THE LOVERS MMXX (AFTER MAGRITTE)

first performed on April 10, 2020
Zoom Meetings (Riposte x Online)
performed twice in 2020

INXESTUOUS SISTERS

London, UK

www.instagram.com/inxestuoussisters/

THE LOVERS MMXX (AFTER MAGRITTE)
INXESTUOUS SISTERS

*Isolate.

Breath of sanitised teeth

Wash.

Latex fingertips caressing skin

Sanitise.

A mask framing your lustful gaze

Stay in.

Are you ready to play?*

We devised this uncanny live-streamed performance piece as a response to the first lockdown, which took place in London at the end of March 2020. We took the invitation to perform at Riposte x Online, one of the first queer club nights taking place online on Zoom, to explore the experience of isolation from a femme-kink perspective. Streamed directly from our living room, with the use of two cameras connected to the same platform, we performed a ritual of desire and intimacy triggered by the strange new world of a global pandemic in which “social distancing” and hyper-sanitisation would be the new “normal.” Our usual hyper-femme appearance was now equipped with masks and gloves, and the floor marked with arrows signalling a distance of 2 meters. We used the webcam as a mirror to fix our lipstick. On the other side, the world was watching us: Intimacy and exposure, desire and voyeurism. We entered the circle and surrendered to each other—kissing our painted face-masks, twisting our bodies and smudging red lipstick onto our skin, to end with a cathartic embrace.

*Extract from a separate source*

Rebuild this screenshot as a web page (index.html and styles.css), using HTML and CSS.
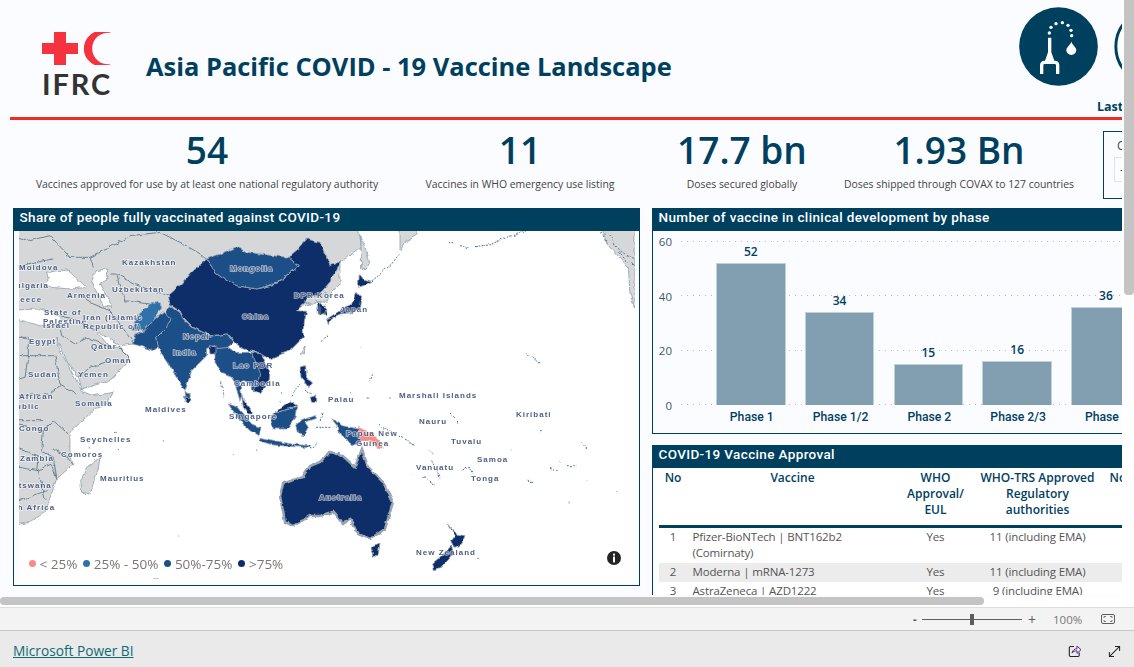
FILE: index.html
```html
<!DOCTYPE html>
<html lang="en">
<head>
<meta charset="utf-8">
<title>Asia Pacific COVID - 19 Vaccine Landscape</title>
<link rel="stylesheet" href="styles.css">
</head>
<body>
<div class="viewport">
  <main class="canvas">
    <header class="header">
      <div class="logo">
        <svg class="logo-mark" viewBox="0 0 70 33" aria-hidden="true">
          <path class="logo-red" d="M12 0H24V11H36V22H24V33H12V22H0V11H12Z"/>
          <path class="logo-red" d="M69 1A18 18 0 1 0 69 32A15.800 15.800 0 1 1 69 1Z"/>
        </svg>
        <span class="logo-text">IFRC</span>
      </div>
      <h1 class="title">Asia Pacific COVID - 19 Vaccine Landscape</h1>
      <div class="header-right">
        <div class="badges">
          <svg class="badge" viewBox="205 22 237 237" aria-hidden="true">
            <circle cx="323.500" cy="140.500" r="118" fill="#00405f"/>
            <g fill="#fff">
              <circle cx="296" cy="100" r="5"/><circle cx="301" cy="83" r="5"/><circle cx="316" cy="72" r="5"/><circle cx="335" cy="69" r="5"/><circle cx="352" cy="77" r="5"/><circle cx="361" cy="92" r="5"/><circle cx="363" cy="108" r="5"/>
              <path d="M362 126C366 137 377 143 377 151A15 15 0 0 1 347 151C347 143 358 137 362 126Z"/>
              <path d="M292 114H302V158L312 186H282L292 158Z"/>
            </g>
            <path d="M273 223V197Q273 188 282 188H312Q321 188 321 197V223" fill="none" stroke="#fff" stroke-width="10"/>
          </svg>
          <svg class="badge" viewBox="205 22 237 237" aria-hidden="true">
            <circle cx="323.500" cy="140.500" r="113" fill="#fff" stroke="#00405f" stroke-width="9"/>
          </svg>
        </div>
        <div class="updated">Last updated: 2021</div>
      </div>
    </header>
    <div class="rule"></div>

    <section class="kpis">
      <div class="kpi kpi-a"><div class="kpi-num">54</div><div class="kpi-label">Vaccines approved for use by at least one national regulatory authority</div></div>
      <div class="kpi kpi-b"><div class="kpi-num">11</div><div class="kpi-label">Vaccines in WHO emergency use listing</div></div>
      <div class="kpi kpi-c"><div class="kpi-num">17.7 bn</div><div class="kpi-label">Doses secured globally</div></div>
      <div class="kpi kpi-d"><div class="kpi-num">1.93 Bn</div><div class="kpi-label">Doses shipped through COVAX to 127 countries</div></div>
      <div class="filter">
        <div class="filter-label">Country</div>
        <div class="filter-box">- All</div>
      </div>
    </section>

    <section class="panels">
      <article class="card map-card">
        <h2 class="card-title">Share of people fully vaccinated against COVID-19</h2>
        <div class="map-wrap">
          <svg class="map" viewBox="19 232 620 353" aria-label="Map of vaccination share">
            <defs>
              <filter id="rough" x="0" y="0" width="100%" height="100%">
                <feTurbulence type="fractalNoise" baseFrequency=".16" numOctaves="2" seed="4" result="n"/>
                <feDisplacementMap in="SourceGraphic" in2="n" scale="4" xChannelSelector="R" yChannelSelector="G"/>
                <feGaussianBlur stdDeviation=".3"/>
              </filter>
              <filter id="soft" x="-5%" y="-5%" width="110%" height="110%">
                <feGaussianBlur stdDeviation=".25"/>
              </filter>
            </defs>
            <g filter="url(#rough)">
              <g transform="translate(10 205) scale(.33333)">
                <path class="land" d="M20 70H1045L1055 130L990 175V240L960 270L900 300L600 400L400 422L370 420L330 425L300 405L265 385L255 380L270 395L300 430L330 430L360 465L300 530L215 555L205 520L170 470L140 400L150 440L205 540L215 562L250 575L310 565L290 600L260 610L180 685V745L190 780L140 825L105 925L60 955L20 962Z"/>
                <path class="sea" d="M20 318L90 315L150 335L148 362L100 368L20 345Z"/>
                <path class="sea" d="M110 205L145 200L170 195L230 250L180 255L125 250L100 240L115 225Z"/>
                <path class="sea" d="M255 200L290 195L290 228L268 240L298 290L305 310L280 305L265 270L245 235Z"/>
                <path class="land" d="M270 760L265 795L240 870L215 865L212 830L230 790Z"/>
                <path class="border" d="M240 160L300 130L360 95L450 85L520 120L580 155L590 165M240 160L250 190M300 210L320 210L370 240L460 270L475 275M320 210L330 250L345 290L420 300M27 100L60 110L120 95L180 160L240 160M27 190L100 170L130 165M205 270L250 300L300 320L330 360L372 420M150 335L190 345L255 380M150 365L155 395L195 420L235 400L300 430M27 455H135M27 400H55V455L45 520L27 525M205 520L240 490L300 470M360 465L320 425M135 455L150 540L200 570M27 575L120 570L150 545"/>
                <path class="border" d="M27 660L100 680L130 650L175 690M100 680L95 740L130 760L140 820M130 735L175 760L190 780M27 735L85 755L80 800L125 780L140 825M27 790L85 800L105 885M27 890L110 860M27 650H100"/>
                <path class="c-high" d="M475 275L520 235L545 205L590 165L620 210L680 245L740 255L800 240L865 185L835 160L870 130L890 105L930 115L960 185L992 175L975 205L955 240L930 268L910 275L880 300L860 320L890 322L880 370V400L840 440L780 465L740 445L700 435L680 420L655 390L600 395L550 370L520 340L510 320L480 300Z"/>
                <path class="c-mid" d="M590 165L630 150L680 128L710 145L790 155L835 160L865 185L800 237L740 255L680 245L620 210Z"/>
                <path class="land" d="M880 290L910 275L945 265L960 272L950 295L922 293L905 302Z"/>
                <path class="c-mid" d="M440 400L470 370L465 325L480 305L510 325L520 345L550 372L600 397L655 390L672 415L640 440L625 460L615 425L590 430L590 455L545 500L525 562L505 530L470 470L445 435Z"/>
                <path class="c-mid" d="M372 395L400 382L435 345L460 322L480 345L470 370L440 400L445 430L430 440L372 420Z"/>
                <path class="c-low" d="M365 378L385 330L420 300L450 295L455 312L430 350L400 380Z"/>
                <path class="c-high" d="M597 425L625 430L620 450L600 450Z"/>
                <path class="c-mid" d="M525 565L540 570L542 590L528 590Z"/>
                <path class="c-high" d="M922 293L950 315L950 335L925 330Z"/>
              </g>
              <g transform="translate(320 205) scale(.33333)">
                <path class="land" d="M240 70H295L290 90L260 110L240 140Z"/>
                <path class="land" d="M122 95L135 130L148 170L135 200L125 195Z"/>
                <path class="land" d="M845 70H945V315L930 270L925 190L880 140L860 115Z"/>
                <path class="speck" d="M845 85L860 115M870 90L890 130L915 150L945 165M895 145L925 175M935 175L945 190M385 115L400 120M420 125L445 130M465 128L510 122L560 100L620 82M238 150L215 180L175 215L150 235M620 452L640 462L660 480"/>
                <path class="c-high" d="M118 210L130 225L155 232L130 245L115 250Z"/>
                <path class="c-high" d="M108 265L125 285L122 310L100 325L60 330L30 345L25 362L20 345L60 320L95 300Z"/>
                <path class="c-high" d="M0 295L18 310L15 330L0 335Z"/>
                <path class="speck" d="M22 395L0 415M155 510L148 530M120 428V430M92 565V568M140 582H146M208 582H212"/>
              </g>
              <g transform="translate(215 340) scale(.33333)">
                <path class="c-mid" d="M0 30L40 25L60 40L85 40L110 40L140 60L130 70L165 110L160 130L135 165L110 150L105 130L85 125L75 130L80 170L75 185L60 135L45 110L20 100L0 70Z"/>
                <path class="c-high" d="M110 40L140 45L165 100L162 130L135 165L115 150L130 125L135 100Z"/>
                <path class="c-high" d="M80 170L90 190L115 225L100 225L85 205Z"/>
                <path class="c-mid" d="M40 195L70 205L110 255L135 265L130 290L105 275L70 240Z"/>
                <path class="c-mid" d="M135 295L180 305L230 315L285 320L285 326L220 322L170 317L135 306Z"/>
                <path class="c-mid" d="M165 235L180 222L215 212L245 205L240 235L215 270L175 270Z"/>
                <path class="c-high" d="M180 220L225 185L245 200L215 212Z"/>
                <path class="c-mid" d="M245 255L260 245L300 230L305 238L270 250L280 265L265 290L250 285Z"/>
                <path class="c-high" d="M255 85L272 80L275 120L295 130L280 145L258 115Z"/>
                <path class="c-high" d="M285 175L305 170L305 190L290 190Z"/>
                <path class="land" d="M255 45L270 20L268 45L260 48Z"/>
                <path class="c-mid" d="M350 240L385 260L430 270L435 310L410 320L395 300L375 285L370 265Z"/>
                <path class="c-salmon" d="M430 265L470 285L490 300L505 328L485 325L460 305L440 305L435 310Z"/>
                <path class="speck" d="M230 170L255 135M270 150L290 165M320 220L315 250M300 265L365 265M490 255L545 290M550 290L600 320M285 330L305 315M200 160V163M195 185V188M20 130L25 175M125 335V338"/>
                <path class="c-mid" d="M345 345L375 340L360 360Z"/>
              </g>
              <path class="c-high" d="M283 485L303 477L310 467L320 463L330 453L343 457L355 468L362 450L368 468L383 483L393 503L385 530L370 540L358 535L350 520L343 525L333 513L320 517L310 517L293 527L285 523L280 497Z"/>
              <g transform="translate(10 400) scale(.33333)">
                <path class="c-high" d="M520 -5H545L535 12Z"/>
                <path class="speck" d="M460 124V127M325 150V153M238 145V148M315 100H320M670 165V167M505 410V412M430 540H445"/>
              </g>
              <g transform="translate(320 400) scale(.33333)">
                <path class="speck" d="M330 155L340 165M335 185L360 235M310 235L345 258M425 212L450 205L460 225M620 247H640M690 205L710 215M720 190V192M740 200L770 200M785 130L800 150M800 245V248M750 307V310M890 277V279M390 45L420 75M660 95H665M570 155H574M278 228V231"/>
                <path class="c-high" d="M385 375L410 405L435 410L425 435L405 445L395 425L405 410Z"/>
                <path class="c-high" d="M395 440L400 465L365 505L340 512L335 495L365 470Z"/>
                <path class="c-high" d="M150 443L180 432L175 465L160 475Z"/>
                <path class="speck" d="M475 478L482 484"/>
              </g>
            </g>
            <g class="labels" filter="url(#soft)">
              <text x="122" y="266">Kazakhstan</text><text x="19" y="271">Moldova</text><text x="230" y="272">Mongolia</text>
              <text x="112" y="293">Uzbekistan</text><text x="9" y="289">Bulgaria</text><text x="67" y="299">Armenia</text>
              <text x="9" y="303">Greece</text><text x="44" y="316">State of</text><text x="43" y="325">Palestine</text>
              <text x="43" y="329">Israel</text><text x="83" y="321">Iran (Islamic</text><text x="83" y="330">Republic of)</text>
              <text x="29" y="345">Egypt</text><text x="91" y="350">Qatar</text><text x="105" y="364">Oman</text>
              <text x="28" y="378">Sudan</text><text x="78" y="378">Yemen</text><text x="19" y="400">African</text>
              <text x="-2" y="410">Republic</text><text x="75" y="407">Somalia</text><text x="145" y="413">Maldives</text>
              <text x="19" y="432">Congo</text><text x="80" y="443">Seychelles</text><text x="61" y="458">Comoros</text>
              <text x="20" y="462">Zambia</text><text x="6" y="489">Botswana</text><text x="100" y="482">Mauritius</text>
              <text x="-4" y="511">South Africa</text><text x="242" y="320">China</text><text x="294" y="299">DPR Korea</text>
              <text x="340" y="313">Japan</text><text x="183" y="340">Nepal</text><text x="173" y="356">India</text>
              <text x="233" y="369">Lao PDR</text><text x="234" y="387">Cambodia</text><text x="229" y="420">Singapore</text>
              <text x="328" y="403">Palau</text><text x="399" y="399">Marshall Islands</text><text x="419" y="425">Nauru</text>
              <text x="516" y="418">Kiribati</text><text x="346" y="437">Papua New</text><text x="356" y="447">Guinea</text>
              <text x="451" y="445">Tuvalu</text><text x="477" y="463">Samoa</text><text x="416" y="471">Vanuatu</text>
              <text x="471" y="482">Tonga</text><text x="319" y="501">Australia</text><text x="416" y="556">New Zealand</text>
            </g>
          </svg>
          <ul class="legend">
            <li class="legend-item"><span class="dot dot-a"></span>&lt; 25%</li>
            <li class="legend-item"><span class="dot dot-b"></span>25% - 50%</li>
            <li class="legend-item"><span class="dot dot-c"></span>50%-75%</li>
            <li class="legend-item"><span class="dot dot-d"></span>&gt;75%</li>
          </ul>
          <svg class="info" viewBox="0 0 14 14" aria-hidden="true">
            <circle cx="7" cy="7" r="7" fill="#252423"/>
            <rect x="6" y="2.600" width="2" height="2" fill="#fff"/>
            <rect x="6" y="5.600" width="2" height="5.800" fill="#fff"/>
          </svg>
        </div>
      </article>

      <div class="right-col">
        <article class="card chart-card">
          <h2 class="card-title">Number of vaccine in clinical development by phase</h2>
          <div class="chart">
            <div class="y-axis"><span>60</span><span>40</span><span>20</span><span>0</span></div>
            <div class="chart-main">
              <div class="plot">
                <div class="gridlines"><i></i><i></i><i></i><i></i></div>
                <div class="col"><span class="val">52</span><div class="bar" style="height:142px"></div></div>
                <div class="col"><span class="val">34</span><div class="bar" style="height:93px"></div></div>
                <div class="col"><span class="val">15</span><div class="bar" style="height:41px"></div></div>
                <div class="col"><span class="val">16</span><div class="bar" style="height:44px"></div></div>
                <div class="col"><span class="val">36</span><div class="bar" style="height:98px"></div></div>
              </div>
              <div class="cats"><span>Phase 1</span><span>Phase 1/2</span><span>Phase 2</span><span>Phase 2/3</span><span>Phase 3</span></div>
            </div>
          </div>
        </article>

        <article class="card table-card">
          <h2 class="card-title">COVID-19 Vaccine Approval</h2>
          <table class="vaccines">
            <colgroup><col class="c1"><col class="c2"><col class="c3"><col class="c4"><col class="c5"></colgroup>
            <thead>
              <tr><th>No</th><th>Vaccine</th><th>WHO Approval/ EUL</th><th>WHO-TRS Approved Regulatory authorities</th><th class="th-more">No. of countries</th></tr>
            </thead>
            <tbody>
              <tr><td class="ctr">1</td><td class="name">Pfizer-BioNTech | BNT162b2 (Comirnaty)</td><td class="ctr">Yes</td><td class="ctr">11 (including EMA)</td><td></td></tr>
              <tr class="alt"><td class="ctr">2</td><td class="name">Moderna | mRNA-1273</td><td class="ctr">Yes</td><td class="ctr">11 (including EMA)</td><td></td></tr>
              <tr><td class="ctr">3</td><td class="name">AstraZeneca | AZD1222</td><td class="ctr">Yes</td><td class="ctr">9 (including EMA)</td><td></td></tr>
            </tbody>
          </table>
        </article>
      </div>
    </section>
  </main>
  <div class="vscroll"><div class="vthumb"></div></div>
</div>
<div class="hscroll"><div class="hthumb"></div></div>
<div class="zoombar">
  <span class="zoom-minus">-</span>
  <div class="slider"><span class="slider-thumb"></span></div>
  <span class="zoom-plus">+</span>
  <span class="zoom-pct">100%</span>
  <svg class="fit" viewBox="0 0 14 10" aria-hidden="true">
    <rect x=".5" y=".5" width="13" height="9" rx="1.500" fill="none" stroke="#605e5c"/>
    <path d="M3 4V2.500H5M9 2.500H11V4M11 6V7.500H9M5 7.500H3V6" fill="none" stroke="#605e5c" stroke-width=".8"/>
  </svg>
</div>
<footer class="footer">
  <a class="pbi" href="#">Microsoft Power BI</a>
  <svg class="foot-share" viewBox="0 0 14 14" aria-hidden="true">
    <path d="M6 2.500H2.500A1.200 1.200 0 0 0 1.300 3.700V11.300A1.200 1.200 0 0 0 2.500 12.500H10A1.200 1.200 0 0 0 11.200 11.300V8.500" fill="none" stroke="#252423" stroke-width="1.100"/>
    <path d="M4 9C4.500 6 7 4.700 9 4.700V2L13 5.700L9 9.400V6.800C7 6.800 5 7.400 4 9Z" fill="none" stroke="#5b2a86" stroke-width="1"/>
  </svg>
  <svg class="foot-expand" viewBox="0 0 14 14" aria-hidden="true">
    <path d="M1.500 12.500L12.500 1.500M7.500 1.500H12.500V6.500M1.500 7.500V12.500H6.500" fill="none" stroke="#252423" stroke-width="1.100"/>
  </svg>
</footer>
</body>
</html>
```

FILE: styles.css
```css
* { box-sizing: border-box; }
html, body { margin: 0; padding: 0; }
body {
  width: 1134px;
  height: 667px;
  overflow: hidden;
  background: #fff;
  font-family: "Open Sans", "Noto Sans", sans-serif;
  color: #00405f;
}
.viewport { display: flex; height: 597px; }
.canvas {
  width: 1122px;
  height: 597px;
  overflow: hidden;
  background: #fafcff;
  flex: none;
}

/* header */
.header { display: flex; height: 117px; align-items: flex-start; padding-left: 42px; }
.logo { width: 70px; margin-top: 32px; flex: none; }
.logo-mark { display: block; width: 70px; height: 33px; }
.logo-red { fill: #f5333f; }
.logo-text {
  display: block;
  margin-top: 6px;
  font: 700 29px/26px "Lato", "Open Sans", sans-serif;
  color: #333;
  letter-spacing: 1.900px;
}
.title {
  margin: 48px 0 0 34px;
  flex: 1;
  font-size: 25.450px;
  line-height: 36px;
  font-weight: 700;
  white-space: nowrap;
}
.header-right { width: 103px; flex: none; overflow: hidden; padding-top: 7px; }
.badges { display: flex; gap: 16px; width: 200px; }
.badge { width: 79px; height: 79px; flex: none; }
.updated {
  margin: 13px 0 0 78px;
  width: 120px;
  font-size: 12.500px;
  line-height: 16px;
  font-weight: 700;
  white-space: nowrap;
}
.rule { height: 3px; margin-left: 10px; background: #ee2d2a; }

/* KPI */
.kpis { display: flex; height: 88px; }
.kpi { text-align: center; padding-top: 9px; flex: none; }
.kpi-a { width: 366px; margin-left: 24px; }
.kpi-b { width: 260px; }
.kpi-c { width: 184px; }
.kpi-d { width: 250px; }
.kpi-num { font-size: 37px; line-height: 42px; font-weight: 600; white-space: nowrap; }
.kpi-label { margin-top: 5px; font-size: 10.400px; line-height: 16px; color: #444; white-space: nowrap; }
.filter {
  margin: 11px 0 0 19px;
  width: 70px;
  height: 68px;
  flex: none;
  border: 1.500px solid #00405f;
  padding: 7px 0 0 13px;
  font-size: 12px;
  color: #444;
}
.filter-label { line-height: 14px; }
.filter-box {
  margin: 4px 0 0 -3px;
  height: 25px;
  width: 60px;
  border: 1px solid #e3e3e3;
  line-height: 23px;
  padding-left: 5px;
}

/* panels */
.panels { display: flex; height: 387px; gap: 12px; padding-left: 13px; }
.card { border-left: 1.500px solid #00405f; }
.card-title {
  margin: 0 0 0 -1.500px;
  height: 23px;
  padding-left: 7px;
  background: #00405f;
  color: #fff;
  font: 500 13.500px/18px "Roboto", sans-serif;
  letter-spacing: .36px;
  white-space: nowrap;
}
.map-card {
  width: 627px;
  height: 378px;
  flex: none;
  border: 1.500px solid #00405f;
  border-top: 0;
}
.map-wrap { position: relative; height: 353.500px; padding-left: 4.500px; background: #fafcff; }
.map { display: block; width: 620px; height: 353px; background: #fff; }
.land { fill: #d6d7d9; stroke: #6f8695; stroke-width: 1.800; }
.sea { fill: #fff; stroke: #6f8695; stroke-width: 1.800; }
.border { fill: none; stroke: #567286; stroke-width: 2.500; }
.c-high { fill: #0a2f68; stroke: #9aa5b2; stroke-width: 2.500; }
.c-mid { fill: #1e5088; stroke: #9aa5b2; stroke-width: 2.500; }
.c-low { fill: #2f72a9; stroke: #9aa5b2; stroke-width: 2.500; }
.c-salmon { fill: #fa8a86; stroke: #c5a0a0; stroke-width: 1.500; }
.speck { fill: none; stroke: #4f7490; stroke-width: 3; stroke-dasharray: 6 4; }
.labels text {
  font: 700 8px "Liberation Sans", sans-serif;
  letter-spacing: 1px;
  fill: #4d5f82;
  stroke: rgba(255, 255, 255, .65);
  stroke-width: 1.500px;
  paint-order: stroke;
}
.legend {
  position: absolute;
  left: 15px;
  bottom: 12px;
  margin: 0;
  padding: 0;
  list-style: none;
  display: flex;
  gap: 6px;
  font-size: 13.500px;
  line-height: 18px;
  color: #7b7672;
}
.legend-item { display: flex; align-items: center; gap: 3.500px; white-space: nowrap; }
.dot { width: 7px; height: 7px; border-radius: 50%; }
.dot-a { background: #fa8a86; }
.dot-b { background: #2f72a9; }
.dot-c { background: #1e5088; }
.dot-d { background: #0a2f68; }
.info { position: absolute; left: 593px; top: 320px; width: 14px; height: 14px; }

/* right column */
.right-col { width: 680px; height: 387px; flex: none; overflow: hidden; }
.chart-card { height: 226px; border-bottom: 1.500px solid #00405f; }
.chart { display: flex; padding-top: 10px; }
.y-axis {
  width: 28px;
  height: 180px;
  margin-top: -7px;
  flex: none;
  display: flex;
  flex-direction: column;
  justify-content: space-between;
  align-items: flex-end;
  font-size: 11.500px;
  line-height: 16px;
  color: #44586a;
  padding-right: 9px;
}
.chart-main { flex: 1; }
.plot {
  position: relative;
  height: 164px;
  display: flex;
  align-items: flex-end;
  gap: 19.200px;
  padding-left: 35px;
}
.gridlines {
  position: absolute;
  inset: 0;
  display: flex;
  flex-direction: column;
  justify-content: space-between;
}
.gridlines i {
  display: block;
  height: 1px;
  background-image: linear-gradient(to right, #b5bac0 1px, transparent 1px);
  background-size: 6px 1px;
}
.col { position: relative; width: 69.600px; flex: none; display: flex; flex-direction: column; align-items: center; }
.val { font-size: 12px; line-height: 16px; font-weight: 600; margin-bottom: 3px; }
.bar { width: 100%; background: #819fb0; border: 1px solid #c4d0d8; border-bottom: 0; }
.cats { display: flex; gap: 19.200px; padding-left: 36px; margin-top: 4px; }
.cats span {
  width: 69.600px;
  flex: none;
  text-align: center;
  font: 500 12.200px/16px "Roboto", sans-serif;
  white-space: nowrap;
}

/* table */
.table-card { margin-top: 11px; height: 150px; background: #fff; overflow: hidden; }
.vaccines {
  table-layout: fixed;
  border-collapse: collapse;
  width: 600px;
  margin-left: 5.500px;
  font-size: 11.500px;
  line-height: 16px;
  letter-spacing: -.15px;
  color: #555;
}
.c1 { width: 29px; }
.c2 { width: 210px; }
.c3 { width: 76px; }
.c4 { width: 128px; }
.c5 { width: 157px; }
.vaccines th {
  vertical-align: top;
  font-size: 12px;
  letter-spacing: 0;
  font-weight: 600;
  color: #00405f;
  padding: 2px 2px 7px;
  border-bottom: 3px solid #00405f;
}
.vaccines .th-more { text-align: left; padding-left: 8px; }
.vaccines td { vertical-align: top; padding: 1px 0 2px; }
.vaccines .ctr { text-align: center; }
.vaccines .name { padding-left: 5px; }
.alt td { background: #ececec; }

/* scrollbars */
.vscroll { width: 12px; flex: none; padding-left: 2px; }
.vthumb { width: 10px; height: 295px; background: #c4c4c4; border-radius: 0 0 4px 4px; }
.hscroll { height: 10px; background: #fff; }
.hthumb { width: 984px; height: 8px; background: #c4c4c4; border-radius: 4px; }

/* zoom bar */
.zoombar {
  height: 24px;
  background: #f3f3f3;
  border-top: 1px solid #dedede;
  border-bottom: 1px solid #c8c8c8;
  display: flex;
  align-items: center;
  font-size: 11.500px;
  color: #7a7875;
  padding-left: 913px;
}
.zoom-minus { width: 9px; font-weight: 700; color: #605e5c; }
.slider { position: relative; width: 100px; height: 1px; background: #605e5c; }
.slider-thumb { position: absolute; left: 48px; top: -5px; width: 4px; height: 11px; background: #605e5c; }
.zoom-plus { width: 31px; padding-left: 6px; font-size: 14px; color: #605e5c; }
.zoom-pct { width: 48px; }
.fit { width: 14px; height: 10px; }

/* footer */
.footer { height: 36px; background: #eaeaea; display: flex; align-items: center; padding-left: 13px; padding-top: 4px; }
.pbi { font-size: 13.700px; line-height: 18px; color: #0f6a75; }
.foot-share { width: 14px; height: 14px; margin-left: 934px; }
.foot-expand { width: 13px; height: 13px; margin-left: 26px; }
```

A re-worked augmented version was then presented as part of the event @Disturbance at the Ugly Duck in London, in collaboration with producer Deen Atger, computational artist Robert Hall and with the drone sounds of Body Fool. “The Lovers MMXX (after Magritte)” developed into a multi-layered hybrid performance for a limited live audience and a simultaneous live-streamed broadcast. On that occasion, one mobile phone, three rotating cameras, and one fixed camera were set up in the performance space: their feed was then modified live by Hall, who manipulated the video to produce glitches, overlayers, and multiple screens. The resulting work was also projected back into the performance space, thus blurring the boundaries between digital and physical.